M. A. Numminen führt durch die Geschichte des Finntango

Von Johannes SpringerRSS-Newsfeed neuer Artikel von Johannes Springer

Besprochene Bücher / Literaturhinweise

Alexander Kluge gelangte in einem seiner besten Interviews mit Gerard Mortier, dem Intendanten der Ruhrtriennale, zu einer bemerkenswerten Einschätzung der Funktion der Oper bei der Gefühlsvermittlung: Nach der Einschätzung, dass eine gute Oper immer entweder von Liebe, Eifersucht oder Tod handeln müsse, da das Singen eine so außergewöhnliche Handlung darstelle, dass man nur über Existentielles singen könne, wird das Konzept der Oper, den Mensch und seine Gefühle ins Zentrum zu stellen, in den Alltag transponiert. Wann fange ich an zu singen? Wenn die Worte versagen, ist die Antwort, denn Isoldes Liebestod muss gesungen werden, er kann nicht im Gesprochenen oder auch nur im Rezitativ verhandelt werden. Da die bürgerliche Gesellschaft aber in ihrem Diktat der Virtuosität die Urform ihrer Kommunikation, das Singen, dem Menschen schwer gemacht hat, muss man, um Gefühl auszudrücken, auch stilistische und technische Einfachheit hoch bewerten, um Tiefe in der Breite offenbaren zu können. Die Kraft des Gesanges muss genutzt werden, um Kavernen zu schaffen für kardinale Äußerungen im geschwätzigen Alltag.

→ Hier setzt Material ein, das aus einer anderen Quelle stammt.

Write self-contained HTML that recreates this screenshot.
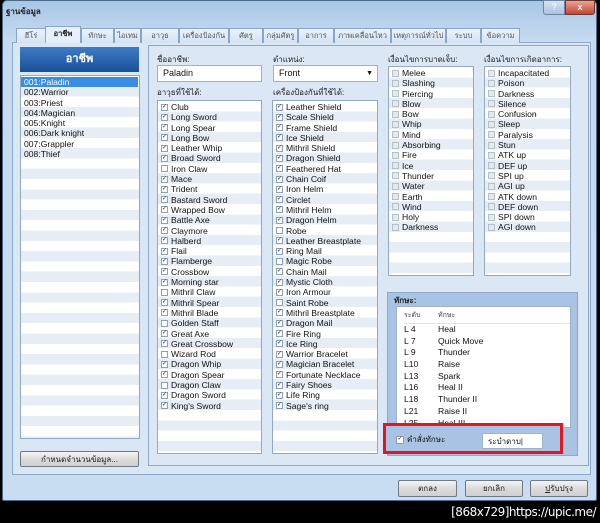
<!DOCTYPE html>
<html><head><meta charset="utf-8"><style>
*{box-sizing:border-box;margin:0;padding:0}
html{width:600px;height:523px;overflow:hidden}
body{width:600px;height:523px;background:#000;position:relative;overflow:hidden;font-family:"Liberation Sans","DejaVu Sans",sans-serif;font-size:9px;color:#111}
.a{position:absolute}
.win{left:2px;top:0;width:595px;height:501px;background:linear-gradient(#a9c6e6,#c6dbf1 40px,#c9ddf2);border:1px solid #4a6a8c;border-radius:5px 5px 2px 2px}
.tab{position:absolute;top:28px;height:15px;border:1px solid #8aa6c6;border-bottom:none;background:linear-gradient(#eaf2fb,#d3e2f3);font-size:7.5px;color:#555;text-align:center;line-height:13px;white-space:nowrap;overflow:hidden}
.panel{background:#dbe7f5;border:1px solid #8ea9c7}
.list{position:absolute;background:repeating-linear-gradient(#fff 0 10.3px,#e7edf4 10.3px 20.6px);border:1px solid #93a9c2;overflow:hidden}
.list div{height:10.3px;line-height:10.3px;white-space:nowrap;padding-left:3px;font-size:8.6px;overflow:hidden;position:relative}
.list.c div{padding-left:13px}
.cb{position:absolute;left:3px;top:1.5px;width:7px;height:7px;border:1px solid #8ea1b6;background:#fff;font-size:6px;line-height:5px;text-align:center;color:#223;font-style:normal}
.u .cb{background:#e4e9ef;border-color:#b5c0cc}
.lbl{position:absolute;font-size:8px;color:#222;white-space:nowrap;line-height:10px}
.btn{position:absolute;height:17px;border:1px solid #707a86;border-radius:2px;background:linear-gradient(#f4f4f4,#dcdcdc 50%,#cfcfcf);font-size:8px;text-align:center;line-height:15px;color:#222;white-space:nowrap}
.inp{position:absolute;background:#fff;border:1px solid #a0b2c6;font-size:9px;padding-left:5px;line-height:15px;white-space:nowrap}
.sk div{height:11.7px;line-height:11.7px;font-size:8.6px;position:relative;white-space:nowrap}
.sk span{position:absolute;left:34px}
</style></head><body>
<div class="a win"></div>
<div class="a" style="left:6px;top:7px;font-size:8px;font-weight:bold;color:#222;line-height:10px">ฐานข้อมูล</div>
<div class="a" style="left:543px;top:0;width:22px;height:15px;background:linear-gradient(#d6e4f3,#a9c2de);border:1px solid #6d86a3;border-radius:0 0 0 3px;color:#fff;text-align:center;font-size:9px;line-height:13px">?</div>
<div class="a" style="left:565px;top:0;width:30px;height:15px;background:linear-gradient(#e8a396,#c8432e);border:1px solid #6d3a33;border-radius:0 0 3px 0;color:#fff;text-align:center;font-weight:bold;font-size:9px;line-height:13px">x</div>

<div class="a panel" style="left:12px;top:42px;width:579px;height:433px;background:#d9e6f4"></div>
<div class="tab" style="left:16px;width:30px">ฮีโร่</div>
<div class="tab" style="left:45px;top:26px;height:17px;width:36px;background:#e7f0fa;color:#222;font-weight:bold">อาชีพ</div>
<div class="tab" style="left:81px;width:33px">ทักษะ</div>
<div class="tab" style="left:114px;width:27px">ไอเทม</div>
<div class="tab" style="left:141px;width:38px">อาวุธ</div>
<div class="tab" style="left:179px;width:50px">เครื่องป้องกัน</div>
<div class="tab" style="left:229px;width:34px">ศัตรู</div>
<div class="tab" style="left:263px;width:35px">กลุ่มศัตรู</div>
<div class="tab" style="left:298px;width:36px">อาการ</div>
<div class="tab" style="left:334px;width:57px">ภาพเคลื่อนไหว</div>
<div class="tab" style="left:391px;width:55px">เหตุการณ์ทั่วไป</div>
<div class="tab" style="left:446px;width:35px">ระบบ</div>
<div class="tab" style="left:481px;width:39px">ข้อความ</div>

<div class="a" style="left:20px;top:47px;width:119px;height:25px;background:linear-gradient(#3d7cc6,#1a4f98);color:#fff;font-weight:bold;font-size:11px;text-align:center;line-height:25px">อาชีพ</div>
<div class="list" style="left:20px;top:75px;width:120px;height:364px;padding-top:1px">
<div style="background:#3a8de4;color:#fff;margin-right:1px">001:Paladin</div><div>002:Warrior</div><div>003:Priest</div><div>004:Magician</div><div>005:Knight</div><div>006:Dark knight</div><div>007:Grappler</div><div>008:Thief</div></div>
<div class="btn" style="left:20px;top:451px;width:119px;height:16px">กำหนดจำนวนข้อมูล...</div>

<div class="a panel" style="left:148px;top:45px;width:441px;height:421px"></div>
<div class="lbl" style="left:157px;top:55px">ชื่ออาชีพ:</div>
<div class="inp" style="left:157px;top:65px;width:105px;height:17px">Paladin</div>
<div class="lbl" style="left:273px;top:55px">ตำแหน่ง:</div>
<div class="inp" style="left:273px;top:65px;width:105px;height:17px">Front<span style="position:absolute;right:4px;top:0;font-size:7px">▼</span></div>
<div class="lbl" style="left:157px;top:88px">อาวุธที่ใช้ได้:</div>
<div class="lbl" style="left:273px;top:88px">เครื่องป้องกันที่ใช้ได้:</div>

<div class="list c" style="left:157px;top:100px;width:105px;height:354px;padding-top:1px">
<div><i class="cb">✓</i>Club</div><div><i class="cb">✓</i>Long Sword</div><div><i class="cb">✓</i>Long Spear</div><div><i class="cb">✓</i>Long Bow</div><div><i class="cb">✓</i>Leather Whip</div><div><i class="cb">✓</i>Broad Sword</div><div><i class="cb"></i>Iron Claw</div><div><i class="cb">✓</i>Mace</div><div><i class="cb">✓</i>Trident</div><div><i class="cb">✓</i>Bastard Sword</div><div><i class="cb">✓</i>Wrapped Bow</div><div><i class="cb">✓</i>Battle Axe</div><div><i class="cb">✓</i>Claymore</div><div><i class="cb">✓</i>Halberd</div><div><i class="cb">✓</i>Flail</div><div><i class="cb">✓</i>Flamberge</div><div><i class="cb">✓</i>Crossbow</div><div><i class="cb">✓</i>Morning star</div><div><i class="cb"></i>Mithril Claw</div><div><i class="cb">✓</i>Mithril Spear</div><div><i class="cb">✓</i>Mithril Blade</div><div><i class="cb"></i>Golden Staff</div><div><i class="cb">✓</i>Great Axe</div><div><i class="cb">✓</i>Great Crossbow</div><div><i class="cb"></i>Wizard Rod</div><div><i class="cb">✓</i>Dragon Whip</div><div><i class="cb">✓</i>Dragon Spear</div><div><i class="cb"></i>Dragon Claw</div><div><i class="cb">✓</i>Dragon Sword</div><div><i class="cb">✓</i>King's Sword</div></div>

<div class="list c" style="left:272px;top:100px;width:106px;height:354px;padding-top:1px">
<div><i class="cb">✓</i>Leather Shield</div><div><i class="cb">✓</i>Scale Shield</div><div><i class="cb">✓</i>Frame Shield</div><div><i class="cb">✓</i>Ice Shield</div><div><i class="cb">✓</i>Mithril Shield</div><div><i class="cb">✓</i>Dragon Shield</div><div><i class="cb">✓</i>Feathered Hat</div><div><i class="cb">✓</i>Chain Coif</div><div><i class="cb">✓</i>Iron Helm</div><div><i class="cb">✓</i>Circlet</div><div><i class="cb">✓</i>Mithril Helm</div><div><i class="cb">✓</i>Dragon Helm</div><div><i class="cb"></i>Robe</div><div><i class="cb">✓</i>Leather Breastplate</div><div><i class="cb">✓</i>Ring Mail</div><div><i class="cb"></i>Magic Robe</div><div><i class="cb">✓</i>Chain Mail</div><div><i class="cb">✓</i>Mystic Cloth</div><div><i class="cb">✓</i>Iron Armour</div><div><i class="cb"></i>Saint Robe</div><div><i class="cb">✓</i>Mithril Breastplate</div><div><i class="cb">✓</i>Dragon Mail</div><div><i class="cb">✓</i>Fire Ring</div><div><i class="cb">✓</i>Ice Ring</div><div><i class="cb">✓</i>Warrior Bracelet</div><div><i class="cb">✓</i>Magician Bracelet</div><div><i class="cb">✓</i>Fortunate Necklace</div><div><i class="cb">✓</i>Fairy Shoes</div><div><i class="cb">✓</i>Life Ring</div><div><i class="cb">✓</i>Sage's ring</div></div>

<div class="lbl" style="left:388px;top:55px">เงื่อนไขการบาดเจ็บ:</div>
<div class="lbl" style="left:484px;top:55px">เงื่อนไขการเกิดอาการ:</div>
<div class="list c u" style="left:388px;top:66px;width:86px;height:210px;padding-top:1px">
<div><i class="cb"></i>Melee</div><div><i class="cb"></i>Slashing</div><div><i class="cb"></i>Piercing</div><div><i class="cb"></i>Blow</div><div><i class="cb"></i>Bow</div><div><i class="cb"></i>Whip</div><div><i class="cb"></i>Mind</div><div><i class="cb"></i>Absorbing</div><div><i class="cb"></i>Fire</div><div><i class="cb"></i>Ice</div><div><i class="cb"></i>Thunder</div><div><i class="cb"></i>Water</div><div><i class="cb"></i>Earth</div><div><i class="cb"></i>Wind</div><div><i class="cb"></i>Holy</div><div><i class="cb"></i>Darkness</div></div>
<div class="list c u" style="left:484px;top:66px;width:87px;height:210px;padding-top:1px">
<div><i class="cb"></i>Incapacitated</div><div><i class="cb"></i>Poison</div><div><i class="cb"></i>Darkness</div><div><i class="cb"></i>Silence</div><div><i class="cb"></i>Confusion</div><div><i class="cb"></i>Sleep</div><div><i class="cb"></i>Paralysis</div><div><i class="cb"></i>Stun</div><div><i class="cb"></i>ATK up</div><div><i class="cb"></i>DEF up</div><div><i class="cb"></i>SPI up</div><div><i class="cb"></i>AGI up</div><div><i class="cb"></i>ATK down</div><div><i class="cb"></i>DEF down</div><div><i class="cb"></i>SPI down</div><div><i class="cb"></i>AGI down</div></div>

<div class="a" style="left:387px;top:292px;width:191px;height:164px;background:#a8c3e3;border:1px solid #8ea9c7"></div>
<div class="lbl" style="left:394px;top:296px;font-weight:bold">ทักษะ:</div>
<div class="a sk" style="left:396px;top:306px;width:175px;height:122px;background:#fff;border:1px solid #9fb2c8;overflow:hidden;padding-left:7px">
<div style="height:17px;line-height:17px;font-size:7px;color:#444;border-bottom:1px solid #e0e6ee">ระดับ<span style="font-size:7px">ทักษะ</span></div>
<div>L 4<span>Heal</span></div><div>L 7<span>Quick Move</span></div><div>L 9<span>Thunder</span></div><div>L10<span>Raise</span></div><div>L13<span>Spark</span></div><div>L16<span>Heal II</span></div><div>L18<span>Thunder II</span></div><div>L21<span>Raise II</span></div><div>L25<span>Heal III</span></div>
<div class="a" style="left:157px;top:0;width:17px;height:121px;background:#f0f0f0;border-left:1px solid #ddd"></div>
<div class="a" style="left:160px;top:20px;width:11px;height:70px;background:linear-gradient(90deg,#e8e8e8,#d4d4d4);border:1px solid #a0a0a0;border-radius:2px"></div>
</div>
<div class="a" style="left:383px;top:423px;width:180px;height:31px;border:3px solid #e3161f;background:#a8c3e3"></div>
<div class="a" style="left:396px;top:435px;font-size:8px;white-space:nowrap;padding-left:11px;line-height:10px"><i class="cb" style="left:0;top:1px;width:8px;height:8px">✓</i>คำสั่งทักษะ</div>
<div class="inp" style="left:482px;top:433px;width:61px;height:16px;font-size:8px">ระบำดาบ|</div>

<div class="btn" style="left:398px;top:480px;width:59px">ตกลง</div>
<div class="btn" style="left:465px;top:480px;width:58px">ยกเลิก</div>
<div class="btn" style="left:530px;top:480px;width:58px"><u>ป</u>รับปรุง</div>

<div class="a" style="right:4px;top:505px;color:#fff;font-size:12px;line-height:15px;font-family:'DejaVu Sans',sans-serif;letter-spacing:-0.5px;white-space:nowrap">[868x729]https://upic.me/</div>
</body></html>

Es scheint fast, als hätte Kluge mit Alain Resnais korrespondiert, jedenfalls ist die geistige Nähe der beiden in der Frage des emotionalen Ausdrucks schon fast frappierend. In seinem 97er Film "Das Leben ist ein Chanson" lässt Resnais nämlich sein Figurenensemble, das ansonsten oberflächlich und falsch agiert, in bester MGM-Tradition singen, um diesen Momenten in diesen schmalen Korridoren der Tiefe, authentisch Ausdruck zu verleihen. Dass dieses Konzept der unmöglichen Artikulation emotionaler Tiefe außer im Rahmen musikalischer Zitatweisen ein besonders beliebtes ist, bewies auch R. W. Fassbinder in seinem Film "Warum läuft Herr R. Amok", in dem die einzig wirkliche, sich nicht dem rasterhaften Charakter der übrigen gefühls- und gedankenleeren Sprachfertigteile beugende Emotionsäußerungen im Singen Herrn Raabs des Schlagers "Geh nicht vorbei" von Christian Anders liegt. Und mit der Instrumentalisierung des Schlagers, der Volkskultur schlechthin, hat auch Virtanen, die finnische Tanzsalonikone seine Erfahrung. Allerdings eine unbewusste. Der Held von Mauri Aantero Numminens Roman "Tango ist meine Leidenschaft" übt sich nämlich darin, in seinen raren verbalen Kontakten zu seinen Mitmenschen, seinen jeweiligen Tanzpartnerinnen in den Tanzlokalen Helsinkis, einen auf ihren Namen gemünzten Tango ins Ohr zu hauchen: "Einst warst du, Irja/ für mich das schönste Traumbild..."/ "Nach dir sehn ich mich, meine goldene Aila./ Das Flüstern deiner Lippen, das Feuer deiner Augen-/ Erinnerung wie an einen Traum."/ "Dich, nur Dich, du liebe Anja,/ dich allein mein Herz begehrt".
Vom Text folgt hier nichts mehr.